With regard to Aisha Azmi’s case I feel that disallowing her Niqaab and consequently sacking her, is denying children their right to a full education! An education of understanding faith and diversity.
Recently a friend of mine graduated with a 1st class honors from Uni. In full Hijaab and Niqaab, one would assume a certain degree of communication was needed, in her tutorials or presentations for her to achieve that result.
I can understand though, why persueing certain other careers with Niqaab would be difficult in this country. Like being a doctor for example. Mainly due to lack of understanding and Education. But I don't think it would be impossible.
My husband and I visited Sweden last year, and if it wasn’t for the weather and the exceptionally high Tax rates - I would want to live there. It is said that 95% of the lakes are so clean you could actually drink from them! Not to mention the public toilets, they reminded me of a scene from a DAZ advert.

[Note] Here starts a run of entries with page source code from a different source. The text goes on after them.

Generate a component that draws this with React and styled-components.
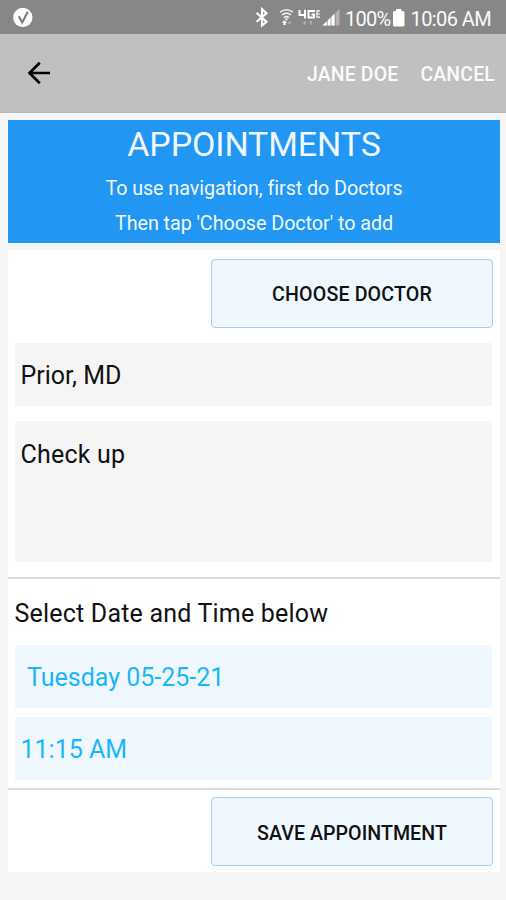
import React from "react";
import styled, { createGlobalStyle } from "styled-components";

const GlobalStyle = createGlobalStyle`
  * { box-sizing: border-box; }
  body { margin: 0; background: #f5f5f5; }
`;

const Screen = styled.div`
  width: 506px;
  height: 900px;
  overflow: hidden;
  background: #f5f5f5;
  color: #111;
  font-family: Roboto, "Liberation Sans", sans-serif;
`;

const StatusBar = styled.div`
  height: 34px;
  padding: 2px 15px 0 13px;
  display: flex;
  align-items: center;
  justify-content: space-between;
  background: #878787;
  color: #fafafa;
`;

const StatusItems = styled.div`
  display: flex;
  align-items: center;
  svg { display: block; flex: none; }
`;

const StatusText = styled.span`
  font-size: 20px;
  line-height: 24px;
  padding-top: 1px;
  white-space: nowrap;
  letter-spacing: ${(p) => p.$track}px;
  margin-left: ${(p) => p.$gap}px;
`;

const AppBar = styled.header`
  height: 79px;
  padding: 0 11px 0 27px;
  display: flex;
  align-items: center;
  background: #c0c0c0;
  border-bottom: 1px solid #b5b5b5;
`;

const BackButton = styled.button`
  border: 0;
  padding: 0;
  margin-right: auto;
  background: none;
  color: #000;
  svg { display: block; }
`;

const BarAction = styled.button`
  border: 0;
  padding: 3px 0 0;
  margin-left: 22px;
  background: none;
  color: #fbfbfb;
  font: 500 19.4px/24px Roboto, sans-serif;
  letter-spacing: ${(p) => p.$track}px;
`;

const Banner = styled.section`
  margin: 7px 6px 7px 8px;
  height: 123px;
  background: #2196f3;
  color: #f0f8ff;
  text-align: center;
`;

const Title = styled.h1`
  margin: 0;
  padding-top: 4px;
  font-weight: 400;
  font-size: 34px;
  line-height: 40px;
  letter-spacing: ${(p) => p.$track}px;
`;

const Hint = styled.p`
  margin: 0;
  font-size: 19.8px;
  line-height: 35px;
  letter-spacing: ${(p) => p.$track}px;
  &:first-of-type { margin-top: 7px; }
`;

const Card = styled.main`
  margin: 0 6px 0 8px;
  height: 622px;
  background: #fff;
  border-radius: 0 0 4px 0;
`;

const ButtonRow = styled.div`
  display: flex;
  justify-content: flex-end;
  padding: ${(p) => p.$top}px 7px 0 0;
`;

const ActionButton = styled.button`
  width: 282px;
  height: 69px;
  padding: ${(p) => p.$nudge}px 0 0;
  border: 1.5px solid #a9ccf5;
  border-radius: 4px;
  background: #f0f8ff;
  color: #111;
  font: 500 19.6px/24px Roboto, sans-serif;
  letter-spacing: ${(p) => p.$track}px;
`;

const Field = styled.div`
  margin: ${(p) => p.$top}px 8px 0 7px;
  height: ${(p) => p.$height}px;
  padding: ${(p) => p.$inset || 17}px 0 0 ${(p) => p.$indent}px;
  background: ${(p) => (p.$picker ? "#f0f8ff" : "#f5f5f5")};
  color: ${(p) => (p.$picker ? "#1cb6f8" : "#111")};
  font-size: 25px;
  line-height: 32px;
  letter-spacing: ${(p) => p.$track}px;
`;

const Divider = styled.hr`
  margin: ${(p) => p.$top}px 0 0;
  border: 0;
  height: 2px;
  background: #dcdcdc;
`;

const SectionLabel = styled.div`
  padding: 19px 0 0 6.5px;
  height: 66px;
  font-size: 25px;
  line-height: 32px;
  letter-spacing: ${(p) => p.$track}px;
`;

const CheckBadge = () => (
  <svg width="20" height="20" viewBox="0 0 20 20">
    <circle cx="9.8" cy="9.5" r="9.7" fill="#fff" />
    <path d="M5.8 8.2 9.3 14.5 14.8 3.8" fill="none" stroke="#777" strokeWidth="2" />
  </svg>
);

const StatusIcons = () => (
  <svg width="86" height="24" viewBox="0 0 86 24">
    <path d="M1.5 6.8 11.5 15.8 7 19.6V3.2L11.5 7.2 1.5 15.8" fill="none" stroke="#fff" strokeWidth="2.1" />
    <g fill="none" stroke="#eee" strokeWidth="1.6">
      <path d="M25 6.2Q31.5 1.2 38 6.2" />
      <path d="M27 9Q31.5 5.2 36 9" />
      <path d="M29 11.6Q31.5 9.6 34 11.6" />
    </g>
    <path d="M31.5 15 29.8 12.5H33.2Z" fill="#eee" />
    <path d="M29.3 14 27 17H28.4V19H30.6V17H32Z" fill="#fff" />
    <path d="M33 15.5H36V17L34.5 19 33 17Z" fill="#aaa" />
    <g fill="none" stroke="#fff" strokeWidth="2">
      <path d="M44.5 4V9H50.5M50 3.8V12.6" />
      <path d="M60 5H53.5V11.5H59V8.5H56.5" />
      <path d="M65 4.8H62V11.2H65M62 8H65" strokeWidth="1.2" />
    </g>
    <path d="M50 18.5V15M48.5 17 50 18.6M56 15V18.5M54.5 16.5 56 15" stroke="#b5b5b5" strokeWidth="1.4" fill="none" />
    <path d="M67.5 19.5 84.5 3V19.5Z" fill="#b4b4b4" />
    <path d="M67.5 19.5 79.5 7.8V19.5Z" fill="#fff" />
    <path d="M72.3 13V20M76 9V20M80.5 5V20" stroke="#919191" strokeWidth=".8" />
  </svg>
);

const Battery = () => (
  <svg width="16" height="20" viewBox="0 0 16 20">
    <path d="M5 1H10.5V3H12Q13.5 3 13.5 4.5V17Q13.5 18.5 12 18.5H3.5Q2 18.5 2 17V4.5Q2 3 3.5 3H5Z" fill="#fff" />
  </svg>
);

const BackArrow = () => (
  <svg width="24" height="24" viewBox="0 0 24 24" fill="none" stroke="#000" strokeWidth="2.7">
    <path d="M23 12H3M12.8 1.8 2.5 12 12.8 22.2" />
  </svg>
);

export default function App() {
  return (
    <Screen>
      <GlobalStyle />
      <StatusBar>
        <CheckBadge />
        <StatusItems>
          <StatusIcons />
          <StatusText $track={-0.7} $gap={4}>100%</StatusText>
          <Battery />
          <StatusText $track={-0.6} $gap={4}>10:06 AM</StatusText>
        </StatusItems>
      </StatusBar>
      <AppBar>
        <BackButton aria-label="Back"><BackArrow /></BackButton>
        <BarAction $track={0.2}>JANE DOE</BarAction>
        <BarAction $track={0.2}>CANCEL</BarAction>
      </AppBar>
      <Banner>
        <Title $track={-0.1}>APPOINTMENTS</Title>
        <Hint $track={-0.08}>To use navigation, first do Doctors</Hint>
        <Hint $track={-0.08}>Then tap 'Choose Doctor' to add</Hint>
      </Banner>
      <Card>
        <ButtonRow $top={9}>
          <ActionButton $nudge={2} $track={0.15}>CHOOSE DOCTOR</ActionButton>
        </ButtonRow>
        <Field $top={15} $height={63} $indent={5.5} $track={0}>Prior, MD</Field>
        <Field $top={15} $height={141} $inset={18} $indent={5.5} $track={0.2}>Check up</Field>
        <Divider $top={15} />
        <SectionLabel $track={0.2}>Select Date and Time below</SectionLabel>
        <Field $picker $top={0} $height={63} $indent={12} $track={0}>Tuesday 05-25-21</Field>
        <Field $picker $top={9} $height={63} $indent={5.5} $track={0}>11:15 AM</Field>
        <Divider $top={8} />
        <ButtonRow $top={7}>
          <ActionButton $nudge={4} $track={0.05}>SAVE APPOINTMENT</ActionButton>
        </ButtonRow>
      </Card>
    </Screen>
  );
}
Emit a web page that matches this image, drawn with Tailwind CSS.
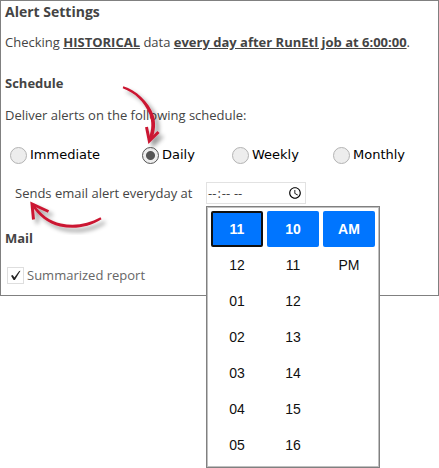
<!DOCTYPE html>
<html lang="en">
<head>
<meta charset="utf-8">
<meta name="viewport" content="width=device-width, initial-scale=1">
<title>Alert Settings</title>
<script src="https://cdn.jsdelivr.net/npm/@tailwindcss/browser@4"></script>
</head>
<body class="min-h-screen bg-white font-['Open_Sans',sans-serif] text-[13px] leading-5 text-[#444]">
<main class="relative border border-[#808080] px-1 pb-[10px]">
  <h1 class="pt-px text-sm font-bold leading-5">Alert Settings</h1>
  <p class="mt-2.5">Checking <b class="underline">HISTORICAL</b> data <b class="underline">every day after RunEtl job at 6:00:00</b>.</p>

  <h2 class="mt-[21px] font-bold">Schedule</h2>
  <p class="mt-3">Deliver alerts on the following schedule:</p>

  <div role="radiogroup" aria-label="Schedule" class="mt-5 grid grid-cols-[132fr_90fr_101fr_101fr] pl-[5px] font-['DejaVu_Sans',sans-serif] text-[13px] text-black">
    <label class="flex items-center gap-[3px]"><input type="radio" name="schedule" class="m-0 size-[17px] shrink-0 appearance-none rounded-full border border-[#b3b3b3] bg-[#ededed] checked:border-[#555] checked:bg-[radial-gradient(circle,#555_4px,#ededed_5px)]">Immediate</label>
    <label class="flex items-center gap-[3px]"><input type="radio" name="schedule" checked class="m-0 size-[17px] shrink-0 appearance-none rounded-full border border-[#b3b3b3] bg-[#ededed] checked:border-[#555] checked:bg-[radial-gradient(circle,#555_4px,#ededed_5px)]">Daily</label>
    <label class="flex items-center gap-[3px]"><input type="radio" name="schedule" class="m-0 size-[17px] shrink-0 appearance-none rounded-full border border-[#b3b3b3] bg-[#ededed] checked:border-[#555] checked:bg-[radial-gradient(circle,#555_4px,#ededed_5px)]">Weekly</label>
    <label class="flex items-center gap-[3px]"><input type="radio" name="schedule" class="m-0 size-[17px] shrink-0 appearance-none rounded-full border border-[#b3b3b3] bg-[#ededed] checked:border-[#555] checked:bg-[radial-gradient(circle,#555_4px,#ededed_5px)]">Monthly</label>
  </div>

  <div class="mt-[17px] flex items-center pl-[10px]">
    <label for="at" class="w-[191px]">Sends email alert everyday at</label>
    <div class="relative">
      <input id="at" type="time" class="block h-[22px] w-[100px] border border-[#e2e2e2] bg-white font-['Open_Sans',sans-serif] text-[13px] text-[#444]">
      <div class="absolute left-0 top-6 z-10 grid w-[174px] grid-cols-3 gap-1 border border-[#808080] bg-white p-1 font-['Liberation_Sans',sans-serif] text-sm text-[#101010] shadow-[inset_0_0_0_1px_#c0c0c0]">
        <div role="listbox" aria-label="Hours" class="flex flex-col">
          <button type="button" role="option" aria-selected="true" class="h-9 rounded-xs border-2 border-[#101010] bg-[#0075ff] font-bold text-white">11</button>
          <button type="button" role="option" class="h-9">12</button>
          <button type="button" role="option" class="h-9">01</button>
          <button type="button" role="option" class="h-9">02</button>
          <button type="button" role="option" class="h-9">03</button>
          <button type="button" role="option" class="h-9">04</button>
          <button type="button" role="option" class="h-9">05</button>
        </div>
        <div role="listbox" aria-label="Minutes" class="flex flex-col">
          <button type="button" role="option" aria-selected="true" class="h-9 rounded-xs bg-[#0075ff] font-bold text-white">10</button>
          <button type="button" role="option" class="h-9">11</button>
          <button type="button" role="option" class="h-9">12</button>
          <button type="button" role="option" class="h-9">13</button>
          <button type="button" role="option" class="h-9">14</button>
          <button type="button" role="option" class="h-9">15</button>
          <button type="button" role="option" class="h-9">16</button>
        </div>
        <div role="listbox" aria-label="AM or PM" class="flex flex-col">
          <button type="button" role="option" aria-selected="true" class="h-9 rounded-xs bg-[#0075ff] font-bold text-white">AM</button>
          <button type="button" role="option" class="h-9">PM</button>
        </div>
      </div>
    </div>
  </div>

  <h2 class="mt-6 font-bold">Mail</h2>
  <label class="mt-[17px] flex items-center gap-[3px] pl-0.5 text-[#666]">
    <span class="relative size-[17px]">
      <input type="checkbox" checked class="peer block size-[17px] appearance-none border border-[#dedede] bg-white">
      <svg class="pointer-events-none absolute inset-0 hidden peer-checked:block" width="17" height="17" viewBox="0 0 17 17" aria-hidden="true"><path d="M4 8.8 5.7 8l1.7 2.5L12.2 4l1.3-.3-5.6 9.4H6.600Z" fill="#222"/></svg>
    </span>
    Summarized report
  </label>

  <svg class="pointer-events-none absolute left-0 top-0" width="200" height="240" viewBox="1 1 200 240" aria-hidden="true">
    <defs>
      <filter id="soft" x="-30%" y="-30%" width="160%" height="160%"><feDropShadow dx="4" dy="4" stdDeviation="2" flood-color="#000" flood-opacity=".4"/></filter>
    </defs>
    <g fill="#cb1832" filter="url(#soft)">
      <path d="M123.300 86.200C136 90 149 102 153.500 115c2.500 7.500 2 16-1.500 24.500l-3-2.500C152 130 152 121 149.500 114.500 144 101 135 93 122.700 88.200Z"/>
      <path d="M146.500 127 149.300 141 158.500 132" fill="none" stroke="#cb1832" stroke-width="3"/>
    </g>
    <g fill="#cb1832" filter="url(#soft)">
      <path d="M101.500 219.300C89 227.500 74 229.500 60 226.500 48 223.500 38 216 31.500 205l2.500-1C41 215 50 221 61 223.500c14 2.800 27 .5 39.500-6.200Z"/>
      <path d="M33.500 219.500 32 204 48.500 211.500" fill="none" stroke="#cb1832" stroke-width="3"/>
    </g>
  </svg>
</main>
</body>
</html>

Whilst we were there I met up with Umm Anas – a Swedish national whose husband is in prison in France under the so called war on terror. (Read about her campaign on www.cageprisoners.com).
She is probably one of a few Muslim women in Stockholm who wears the Niqaab and as I accompanied her in running some errands I thought we would in the very least get a few stares, as it’s so rare to see the Niqaab or even many Muslims there. But nobody looked at us or treated us any differently, it was as though we weren’t dressed the way we were.
And why are the Swedes the way they are? Their education system.
I think there is much we could learn from the Swedish people. From a young age right at the beginning stages of their education they are taught to respect. Respect nature, respect people, and respect each other.